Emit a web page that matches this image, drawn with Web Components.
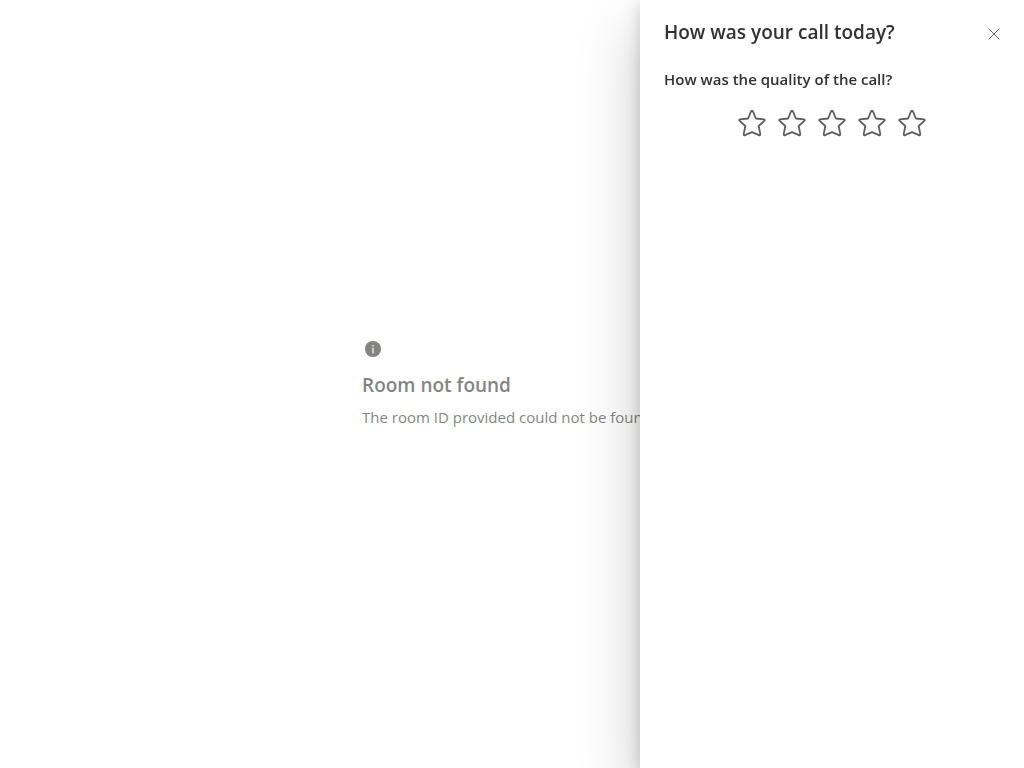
<!DOCTYPE html>
<html lang="en">
<head>
<meta charset="utf-8">
<meta name="viewport" content="width=device-width, initial-scale=1">
<title>Call</title>
<style>
body { margin: 0; background: #fff; color: #323130; font: 16px/22px "Segoe UI", "Open Sans", "Noto Sans", sans-serif; }
</style>
</head>
<body>
<call-notice heading="Room not found">The room ID provided could not be found.</call-notice>
<survey-panel heading="How was your call today?">
  <star-rating label="How was the quality of the call?" max="5"></star-rating>
</survey-panel>

<template id="notice-template">
  <style>
    :host { display: flex; min-height: 100vh; align-items: center; justify-content: center; }
    section { display: flex; flex-direction: column; min-width: 300px; padding-top: 1px; }
    svg { width: 20px; height: 20px; display: block; }
    h1 { margin: 12px 0 4px; font-size: 19px; line-height: 28px; font-weight: 600; }
    p { margin: 0; font-size: 15px; line-height: 28px; }
  </style>
  <section>
    <svg viewBox="0 0 20 20" aria-hidden="true">
      <circle cx="11" cy="10" r="8" fill="#323130"/>
      <path d="M11 9v5" stroke="#fff" stroke-width="1.200" stroke-linecap="round"/>
      <circle cx="11" cy="6.700" r=".8" fill="#fff"/>
    </svg>
    <h1></h1>
    <p><slot></slot></p>
  </section>
</template>

<template id="panel-template">
  <style>
    :host { position: fixed; inset: 0; display: flex; justify-content: flex-end; background: rgba(255, 255, 255, .4); }
    aside { box-sizing: border-box; width: 384px; max-width: 100%; height: 100%; padding: 18px 24px 0; background: #fff; overflow: auto;
      box-shadow: 0 26px 58px rgba(0, 0, 0, .22), 0 5px 14px rgba(0, 0, 0, .18); }
    header { display: flex; justify-content: space-between; align-items: center; margin-bottom: 22px; }
    h2 { margin: 0; font-size: 19px; line-height: 28px; font-weight: 600; }
    button { display: flex; padding: 10px; margin: -8px -10px -12px 0; border: 0; background: none; color: #605e5c; cursor: pointer; }
    svg { width: 12px; height: 12px; display: block; }
  </style>
  <aside role="dialog" aria-labelledby="title">
    <header>
      <h2 id="title"></h2>
      <button type="button" aria-label="Close">
        <svg viewBox="0 0 12 12" fill="none" stroke="currentColor"><path d="M.7 .7l10.600 10.600M11.300 .7L.7 11.300"/></svg>
      </button>
    </header>
    <slot></slot>
  </aside>
</template>

<template id="rating-template">
  <style>
    :host { display: block; }
    fieldset { margin: 0; padding: 0; border: 0; min-width: 0; }
    legend { padding: 0; margin-bottom: 19px; font-size: 15px; line-height: 22px; font-weight: 600; }
    .stars { display: flex; justify-content: center; gap: 12px; }
    label { position: relative; display: block; color: #605e5c; cursor: pointer; }
    input { position: absolute; inset: 0; width: 100%; height: 100%; margin: 0; opacity: 0; cursor: pointer; }
    svg { width: 28px; height: 28px; display: block; }
    input:focus-visible + svg { outline: 1px solid #605e5c; }
    label:has(~ label input:checked) path, input:checked + svg path { fill: currentColor; }
  </style>
  <fieldset>
    <legend></legend>
    <div class="stars"></div>
  </fieldset>
</template>

<script>
class TemplateElement extends HTMLElement {
  constructor(id) {
    super();
    this.attachShadow({ mode: "open" }).append(document.getElementById(id).content.cloneNode(true));
  }
}

customElements.define("call-notice", class extends TemplateElement {
  constructor() { super("notice-template"); }
  connectedCallback() { this.shadowRoot.querySelector("h1").textContent = this.getAttribute("heading"); }
});

customElements.define("survey-panel", class extends TemplateElement {
  constructor() { super("panel-template"); }
  connectedCallback() {
    this.shadowRoot.querySelector("h2").textContent = this.getAttribute("heading");
    this.shadowRoot.querySelector("button").onclick = () => this.remove();
  }
});

customElements.define("star-rating", class extends TemplateElement {
  constructor() { super("rating-template"); }
  connectedCallback() {
    this.shadowRoot.querySelector("legend").textContent = this.getAttribute("label");
    const max = Number(this.getAttribute("max"));
    this.shadowRoot.querySelector(".stars").innerHTML = Array.from({ length: max }, (_, i) => `
      <label><input type="radio" name="rating" value="${i + 1}" aria-label="${i + 1} of ${max} stars">
        <svg viewBox="0 0 28 28" fill="none" stroke="currentColor" stroke-width="1.800" stroke-linejoin="round" aria-hidden="true">
          <path d="M13.200 2.200Q14 .9 14.800 2.200L17.900 9.500L25.900 10.300Q27.500 10.700 26.300 11.900L20.700 17L22.300 25.100Q22.400 26.700 21 26.100L14 23.200L7 26.100Q5.600 26.700 5.700 25.100L7.300 17L1.700 11.900Q.5 10.700 2.100 10.300L10.100 9.500Z"/>
        </svg></label>`).join("");
  }
});
</script>
</body>
</html>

Directive - Retype each line of the listing above word for word. Exclude the pictures.

Response for this exercise -
Emit a web page that matches this image, drawn with Web Components.
<!DOCTYPE html>
<html lang="en">
<head>
<meta charset="utf-8">
<meta name="viewport" content="width=device-width, initial-scale=1">
<title>Call</title>
<style>
body { margin: 0; background: #fff; color: #323130; font: 16px/22px "Segoe UI", "Open Sans", "Noto Sans", sans-serif; }
</style>
</head>
<body>
<call-notice heading="Room not found">The room ID provided could not be found.</call-notice>
<survey-panel heading="How was your call today?">
  <star-rating label="How was the quality of the call?" max="5"></star-rating>
</survey-panel>

<template id="notice-template">
  <style>
    :host { display: flex; min-height: 100vh; align-items: center; justify-content: center; }
    section { display: flex; flex-direction: column; min-width: 300px; padding-top: 1px; }
    svg { width: 20px; height: 20px; display: block; }
    h1 { margin: 12px 0 4px; font-size: 19px; line-height: 28px; font-weight: 600; }
    p { margin: 0; font-size: 15px; line-height: 28px; }
  </style>
  <section>
    <svg viewBox="0 0 20 20" aria-hidden="true">
      <circle cx="11" cy="10" r="8" fill="#323130"/>
      <path d="M11 9v5" stroke="#fff" stroke-width="1.200" stroke-linecap="round"/>
      <circle cx="11" cy="6.700" r=".8" fill="#fff"/>
    </svg>
    <h1></h1>
    <p><slot></slot></p>
  </section>
</template>

<template id="panel-template">
  <style>
    :host { position: fixed; inset: 0; display: flex; justify-content: flex-end; background: rgba(255, 255, 255, .4); }
    aside { box-sizing: border-box; width: 384px; max-width: 100%; height: 100%; padding: 18px 24px 0; background: #fff; overflow: auto;
      box-shadow: 0 26px 58px rgba(0, 0, 0, .22), 0 5px 14px rgba(0, 0, 0, .18); }
    header { display: flex; justify-content: space-between; align-items: center; margin-bottom: 22px; }
    h2 { margin: 0; font-size: 19px; line-height: 28px; font-weight: 600; }
    button { display: flex; padding: 10px; margin: -8px -10px -12px 0; border: 0; background: none; color: #605e5c; cursor: pointer; }
    svg { width: 12px; height: 12px; display: block; }
  </style>
  <aside role="dialog" aria-labelledby="title">
    <header>
      <h2 id="title"></h2>
      <button type="button" aria-label="Close">
        <svg viewBox="0 0 12 12" fill="none" stroke="currentColor"><path d="M.7 .7l10.600 10.600M11.300 .7L.7 11.300"/></svg>
      </button>
    </header>
    <slot></slot>
  </aside>
</template>

<template id="rating-template">
  <style>
    :host { display: block; }
    fieldset { margin: 0; padding: 0; border: 0; min-width: 0; }
    legend { padding: 0; margin-bottom: 19px; font-size: 15px; line-height: 22px; font-weight: 600; }
    .stars { display: flex; justify-content: center; gap: 12px; }
    label { position: relative; display: block; color: #605e5c; cursor: pointer; }
    input { position: absolute; inset: 0; width: 100%; height: 100%; margin: 0; opacity: 0; cursor: pointer; }
    svg { width: 28px; height: 28px; display: block; }
    input:focus-visible + svg { outline: 1px solid #605e5c; }
    label:has(~ label input:checked) path, input:checked + svg path { fill: currentColor; }
  </style>
  <fieldset>
    <legend></legend>
    <div class="stars"></div>
  </fieldset>
</template>

<script>
class TemplateElement extends HTMLElement {
  constructor(id) {
    super();
    this.attachShadow({ mode: "open" }).append(document.getElementById(id).content.cloneNode(true));
  }
}

customElements.define("call-notice", class extends TemplateElement {
  constructor() { super("notice-template"); }
  connectedCallback() { this.shadowRoot.querySelector("h1").textContent = this.getAttribute("heading"); }
});

customElements.define("survey-panel", class extends TemplateElement {
  constructor() { super("panel-template"); }
  connectedCallback() {
    this.shadowRoot.querySelector("h2").textContent = this.getAttribute("heading");
    this.shadowRoot.querySelector("button").onclick = () => this.remove();
  }
});

customElements.define("star-rating", class extends TemplateElement {
  constructor() { super("rating-template"); }
  connectedCallback() {
    this.shadowRoot.querySelector("legend").textContent = this.getAttribute("label");
    const max = Number(this.getAttribute("max"));
    this.shadowRoot.querySelector(".stars").innerHTML = Array.from({ length: max }, (_, i) => `
      <label><input type="radio" name="rating" value="${i + 1}" aria-label="${i + 1} of ${max} stars">
        <svg viewBox="0 0 28 28" fill="none" stroke="currentColor" stroke-width="1.800" stroke-linejoin="round" aria-hidden="true">
          <path d="M13.200 2.200Q14 .9 14.800 2.200L17.900 9.500L25.900 10.300Q27.500 10.700 26.300 11.900L20.700 17L22.300 25.100Q22.400 26.700 21 26.100L14 23.200L7 26.100Q5.600 26.700 5.700 25.100L7.300 17L1.700 11.900Q.5 10.700 2.100 10.300L10.100 9.500Z"/>
        </svg></label>`).join("");
  }
});
</script>
</body>
</html>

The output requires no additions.